▶

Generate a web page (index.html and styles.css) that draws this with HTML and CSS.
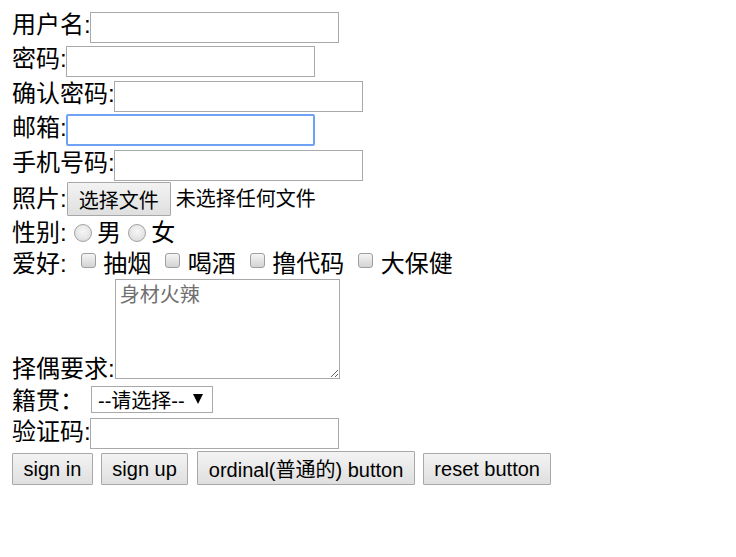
FILE: index.html
```html
<!DOCTYPE html>
<html lang="zh-CN">
<head>
<meta charset="utf-8">
<title>注册</title>
<link rel="stylesheet" href="styles.css">
</head>
<body>
<form class="form">
  <div class="row">
    <span class="lbl">用户名:</span><input class="field" type="text">
  </div>
  <div class="row">
    <span class="lbl">密码:</span><input class="field" type="password">
  </div>
  <div class="row">
    <span class="lbl">确认密码:</span><input class="field" type="password">
  </div>
  <div class="row">
    <span class="lbl">邮箱:</span><input class="field focus" type="text">
  </div>
  <div class="row">
    <span class="lbl">手机号码:</span><input class="field" type="text">
  </div>
  <div class="row row-file">
    <span class="lbl lbl-file">照片:</span><button type="button" class="btn btn-file">选择文件</button><span class="file-text">未选择任何文件</span>
  </div>
  <div class="row row-text">
    <span class="lbl">性别:</span>
    <input class="radio" type="radio" name="sex"><span class="opt">男</span>
    <input class="radio" type="radio" name="sex"><span class="opt">女</span>
  </div>
  <div class="row row-hobby">
    <span class="lbl">爱好:</span>
    <input class="cb" type="checkbox"><span class="opt">抽烟</span>
    <input class="cb" type="checkbox"><span class="opt">喝酒</span>
    <input class="cb" type="checkbox"><span class="opt">撸代码</span>
    <input class="cb" type="checkbox"><span class="opt">大保健</span>
  </div>
  <div class="row row-area">
    <span class="lbl lbl-area">择偶要求:</span><textarea class="area" placeholder="身材火辣"></textarea>
  </div>
  <div class="row row-select">
    <span class="lbl lbl-select">籍贯：</span><span class="select-wrap"><select class="select"><option>--请选择--</option></select></span>
  </div>
  <div class="row row-code">
    <span class="lbl lbl-code">验证码:</span><input class="field field-code" type="text">
  </div>
  <div class="row row-btns">
    <button type="submit" class="btn">sign in</button>
    <button type="button" class="btn">sign up</button>
    <button type="button" class="btn btn-tall">ordinal(普通的) button</button>
    <button type="reset" class="btn">reset button</button>
  </div>
</form>
</body>
</html>
```
FILE: styles.css
```css
html, body {
  margin: 0;
  background: #fff;
}

body {
  font-family: "Liberation Sans", "Noto Sans CJK SC", sans-serif;
  font-size: 24px;
  color: #000;
}

.form {
  padding: 9.5px 0 0 12px;
}

.row {
  display: flex;
  align-items: flex-start;
  height: 34.5px;
}

.lbl {
  line-height: 24px;
  margin-top: 3px;
  white-space: pre;
}

.field {
  box-sizing: border-box;
  width: 249px;
  height: 31px;
  margin: 2px 0 0 -0.5px;
  padding: 0 3px;
  border: 1px solid #a9a9a9;
  background: #fff;
  font: 20px "Liberation Sans", "Noto Sans CJK SC", sans-serif;
  outline: none;
}

.field.focus {
  border: 2px solid #6fa1f4;
  border-radius: 2px;
  margin-top: 1px;
  height: 32px;
}

/* file row */
.row-file {
  height: 36px;
}

.lbl-file {
  margin-top: 5px;
}

.btn {
  box-sizing: border-box;
  height: 32px;
  margin: 0 8px 0 0;
  padding: 0 10.5px;
  border: 1px solid #a8a8a8;
  border-radius: 1px;
  background: linear-gradient(#f3f3f3, #dfdfdf);
  color: #000;
  font: 20px "Liberation Sans", "Noto Sans CJK SC", sans-serif;
  white-space: nowrap;
}

.btn-file {
  height: 34px;
  width: 104px;
  margin: 0;
  padding: 0;
}

.file-text {
  font-size: 20px;
  line-height: 24px;
  margin: 5px 0 0 5px;
}

/* gender / hobby rows */
.row-text {
  height: 30.5px;
}

.row-hobby {
  height: 30.2px;
}

.opt {
  line-height: 24px;
  margin-top: 3px;
}

.radio {
  box-sizing: border-box;
  appearance: none;
  -webkit-appearance: none;
  width: 18px;
  height: 18px;
  margin: 5.5px 5.3px 0 7px;
  border: 1px solid #a2a2a2;
  border-radius: 50%;
  background: radial-gradient(circle at 50% 40%, #f6f6f6 0%, #e6e6e6 55%, #d2d2d2 100%);
}

.cb {
  box-sizing: border-box;
  appearance: none;
  -webkit-appearance: none;
  width: 15px;
  height: 15px;
  margin: 4px 7.5px 0 14px;
  border: 1px solid #9f9f9f;
  border-radius: 3px;
  background: linear-gradient(#f5f5f5, #d3d3d3);
}

/* textarea row */
.row-area {
  height: 104.8px;
}

.lbl-area {
  align-self: flex-end;
  margin: 0 0 2.2px;
}

.area {
  box-sizing: border-box;
  width: 225px;
  height: 100px;
  margin: 0;
  padding: 2.5px 4px;
  border: 1px solid #a9a9a9;
  background: #fff;
  font: 20px/24px "Noto Sans CJK SC", sans-serif;
  outline: none;
}

.area::placeholder {
  color: #707070;
}

/* select row */
.row-select {
  height: 33px;
}

.lbl-select {
  margin-top: 5.5px;
}

.select-wrap {
  position: relative;
  display: block;
  margin: 2.5px 0 0 7px;
}

.select-wrap::after {
  content: "";
  position: absolute;
  left: 102px;
  top: 8px;
  width: 0;
  height: 0;
  border-left: 5.5px solid transparent;
  border-right: 5.5px solid transparent;
  border-top: 10px solid #000;
  pointer-events: none;
}

.select {
  box-sizing: border-box;
  appearance: none;
  -webkit-appearance: none;
  display: block;
  width: 122px;
  height: 27px;
  margin: 0;
  padding: 2px 0 0 6px;
  border: 1px solid #a9a9a9;
  border-radius: 0;
  background: #fff;
  color: #000;
  font: 20px/25px "Liberation Sans", "Noto Sans CJK SC", sans-serif;
}

/* captcha row */
.lbl-code {
  margin-top: 4px;
}

/* buttons row */
.row-btns {
  align-items: flex-end;
}

.btn-tall {
  height: 34px;
  margin-right: 8px;
}

.row-btns .btn:nth-child(2) {
  margin-right: 9px;
}
```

◀

● THE EXERCISE:
Reproduce the material in full, word for word, and omit the pictures.

● FINAL ANSWER:
Generate a web page (index.html and styles.css) that draws this with HTML and CSS.
FILE: index.html
```html
<!DOCTYPE html>
<html lang="zh-CN">
<head>
<meta charset="utf-8">
<title>注册</title>
<link rel="stylesheet" href="styles.css">
</head>
<body>
<form class="form">
  <div class="row">
    <span class="lbl">用户名:</span><input class="field" type="text">
  </div>
  <div class="row">
    <span class="lbl">密码:</span><input class="field" type="password">
  </div>
  <div class="row">
    <span class="lbl">确认密码:</span><input class="field" type="password">
  </div>
  <div class="row">
    <span class="lbl">邮箱:</span><input class="field focus" type="text">
  </div>
  <div class="row">
    <span class="lbl">手机号码:</span><input class="field" type="text">
  </div>
  <div class="row row-file">
    <span class="lbl lbl-file">照片:</span><button type="button" class="btn btn-file">选择文件</button><span class="file-text">未选择任何文件</span>
  </div>
  <div class="row row-text">
    <span class="lbl">性别:</span>
    <input class="radio" type="radio" name="sex"><span class="opt">男</span>
    <input class="radio" type="radio" name="sex"><span class="opt">女</span>
  </div>
  <div class="row row-hobby">
    <span class="lbl">爱好:</span>
    <input class="cb" type="checkbox"><span class="opt">抽烟</span>
    <input class="cb" type="checkbox"><span class="opt">喝酒</span>
    <input class="cb" type="checkbox"><span class="opt">撸代码</span>
    <input class="cb" type="checkbox"><span class="opt">大保健</span>
  </div>
  <div class="row row-area">
    <span class="lbl lbl-area">择偶要求:</span><textarea class="area" placeholder="身材火辣"></textarea>
  </div>
  <div class="row row-select">
    <span class="lbl lbl-select">籍贯：</span><span class="select-wrap"><select class="select"><option>--请选择--</option></select></span>
  </div>
  <div class="row row-code">
    <span class="lbl lbl-code">验证码:</span><input class="field field-code" type="text">
  </div>
  <div class="row row-btns">
    <button type="submit" class="btn">sign in</button>
    <button type="button" class="btn">sign up</button>
    <button type="button" class="btn btn-tall">ordinal(普通的) button</button>
    <button type="reset" class="btn">reset button</button>
  </div>
</form>
</body>
</html>
```
FILE: styles.css
```css
html, body {
  margin: 0;
  background: #fff;
}

body {
  font-family: "Liberation Sans", "Noto Sans CJK SC", sans-serif;
  font-size: 24px;
  color: #000;
}

.form {
  padding: 9.5px 0 0 12px;
}

.row {
  display: flex;
  align-items: flex-start;
  height: 34.5px;
}

.lbl {
  line-height: 24px;
  margin-top: 3px;
  white-space: pre;
}

.field {
  box-sizing: border-box;
  width: 249px;
  height: 31px;
  margin: 2px 0 0 -0.5px;
  padding: 0 3px;
  border: 1px solid #a9a9a9;
  background: #fff;
  font: 20px "Liberation Sans", "Noto Sans CJK SC", sans-serif;
  outline: none;
}

.field.focus {
  border: 2px solid #6fa1f4;
  border-radius: 2px;
  margin-top: 1px;
  height: 32px;
}

/* file row */
.row-file {
  height: 36px;
}

.lbl-file {
  margin-top: 5px;
}

.btn {
  box-sizing: border-box;
  height: 32px;
  margin: 0 8px 0 0;
  padding: 0 10.5px;
  border: 1px solid #a8a8a8;
  border-radius: 1px;
  background: linear-gradient(#f3f3f3, #dfdfdf);
  color: #000;
  font: 20px "Liberation Sans", "Noto Sans CJK SC", sans-serif;
  white-space: nowrap;
}

.btn-file {
  height: 34px;
  width: 104px;
  margin: 0;
  padding: 0;
}

.file-text {
  font-size: 20px;
  line-height: 24px;
  margin: 5px 0 0 5px;
}

/* gender / hobby rows */
.row-text {
  height: 30.5px;
}

.row-hobby {
  height: 30.2px;
}

.opt {
  line-height: 24px;
  margin-top: 3px;
}

.radio {
  box-sizing: border-box;
  appearance: none;
  -webkit-appearance: none;
  width: 18px;
  height: 18px;
  margin: 5.5px 5.3px 0 7px;
  border: 1px solid #a2a2a2;
  border-radius: 50%;
  background: radial-gradient(circle at 50% 40%, #f6f6f6 0%, #e6e6e6 55%, #d2d2d2 100%);
}

.cb {
  box-sizing: border-box;
  appearance: none;
  -webkit-appearance: none;
  width: 15px;
  height: 15px;
  margin: 4px 7.5px 0 14px;
  border: 1px solid #9f9f9f;
  border-radius: 3px;
  background: linear-gradient(#f5f5f5, #d3d3d3);
}

/* textarea row */
.row-area {
  height: 104.8px;
}

.lbl-area {
  align-self: flex-end;
  margin: 0 0 2.2px;
}

.area {
  box-sizing: border-box;
  width: 225px;
  height: 100px;
  margin: 0;
  padding: 2.5px 4px;
  border: 1px solid #a9a9a9;
  background: #fff;
  font: 20px/24px "Noto Sans CJK SC", sans-serif;
  outline: none;
}

.area::placeholder {
  color: #707070;
}

/* select row */
.row-select {
  height: 33px;
}

.lbl-select {
  margin-top: 5.5px;
}

.select-wrap {
  position: relative;
  display: block;
  margin: 2.5px 0 0 7px;
}

.select-wrap::after {
  content: "";
  position: absolute;
  left: 102px;
  top: 8px;
  width: 0;
  height: 0;
  border-left: 5.5px solid transparent;
  border-right: 5.5px solid transparent;
  border-top: 10px solid #000;
  pointer-events: none;
}

.select {
  box-sizing: border-box;
  appearance: none;
  -webkit-appearance: none;
  display: block;
  width: 122px;
  height: 27px;
  margin: 0;
  padding: 2px 0 0 6px;
  border: 1px solid #a9a9a9;
  border-radius: 0;
  background: #fff;
  color: #000;
  font: 20px/25px "Liberation Sans", "Noto Sans CJK SC", sans-serif;
}

/* captcha row */
.lbl-code {
  margin-top: 4px;
}

/* buttons row */
.row-btns {
  align-items: flex-end;
}

.btn-tall {
  height: 34px;
  margin-right: 8px;
}

.row-btns .btn:nth-child(2) {
  margin-right: 9px;
}
```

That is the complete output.